Zambia: Salesian missionaries in the Makululu settlement buy land for new farm thanks to Salesian Missions donors

Report
from Salesian Missions
Published on 13 Nov 2019 View Original

(MissionNewswire) Salesian missionaries working in the Makululu settlement in Kabwe, Zambia, were able to purchase close to 25 acres of land and develop a farm thanks to donor funding from Salesian Missions, the U.S. development arm of the Salesians of Don Bosco.

Missionaries have developed the farm near the Don Bosco Children Home so that the food developed on the farm will be a source of food for the children and the local community. The farm itself will also be utilized as an agricultural training center. The Don Bosco Children Home transforms the lives of street children by providing shelter, education and agricultural training to help break the cycle of poverty and provide opportunities for financial independence.

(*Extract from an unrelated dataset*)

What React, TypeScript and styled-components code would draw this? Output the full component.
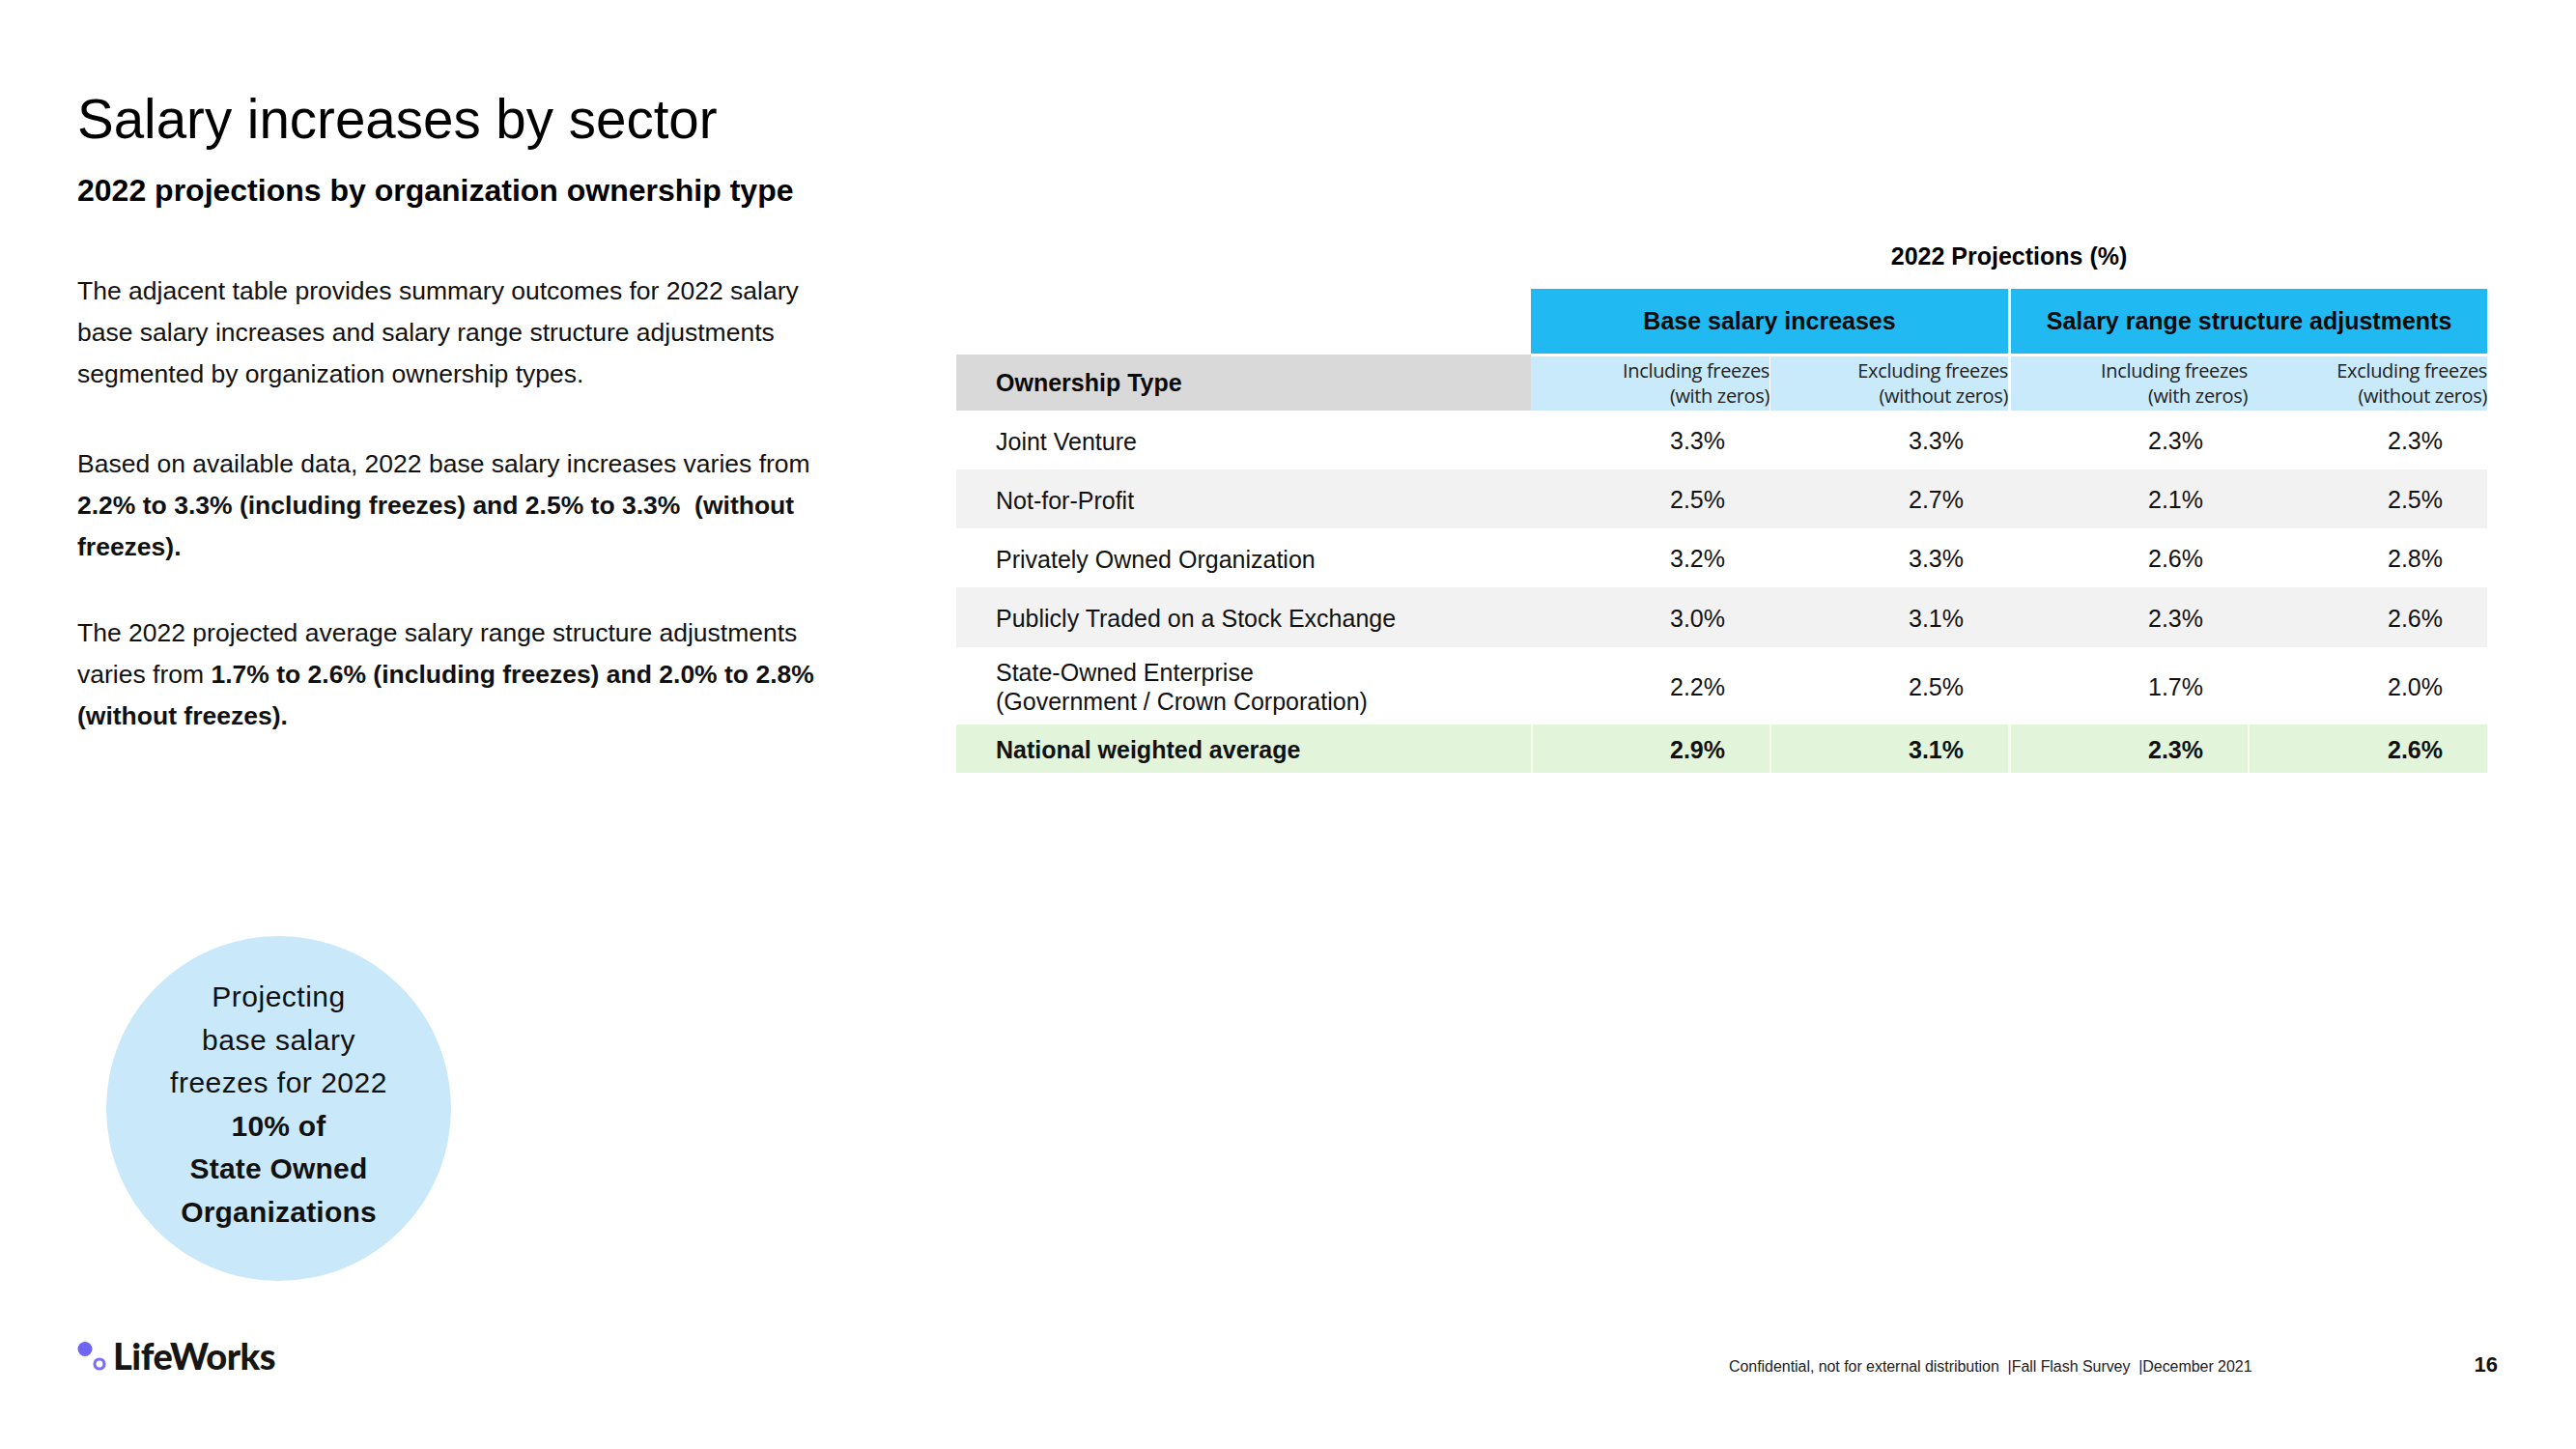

In Makululu more than 40 percent of children between 7-14 years old do not attend school. The area once had no formal education. Many of the local families rely on basic trades to earn a meager living and to feed their families. They set up stalls with vegetables, fish, fruit, stone slabs, furniture and products from China. There is great poverty in the community with many residents having no electricity, enough food to eat or enough money to buy proper clothing.

Today, Salesian missionaries operate the Don Bosco Children Home, a nursery school that prepares young children for primary school, a youth center that accommodates up to 60 youth, and now agriculture training so youth can earn a living.

“Access to quality education provides a stepping stone out of poverty for poor youth,” says Father Mark Hyde, director of Salesian Missions. “We are grateful to our donors who provided funding so that the land could be purchased for the farm. This will enable Salesian missionaries to both have a food source for the community and use the farm for invaluable educational lessons.”

Poverty is widespread in Zambia with 64 percent of the total population living below the poverty line. For those living in rural areas, the poverty rate rises to 80 percent, according to UNICEF. Over the past three decades, incomes in Zambia have fallen steadily and people do not have enough money to meet basic needs such as shelter, nutritious food and medical care.

The HIV/AIDS epidemic has also taken a devastating toll on Zambia’s children. There are 1.2 million children classified as orphaned and vulnerable by UNICEF, and these children struggle to find education, basic services and hope for their future.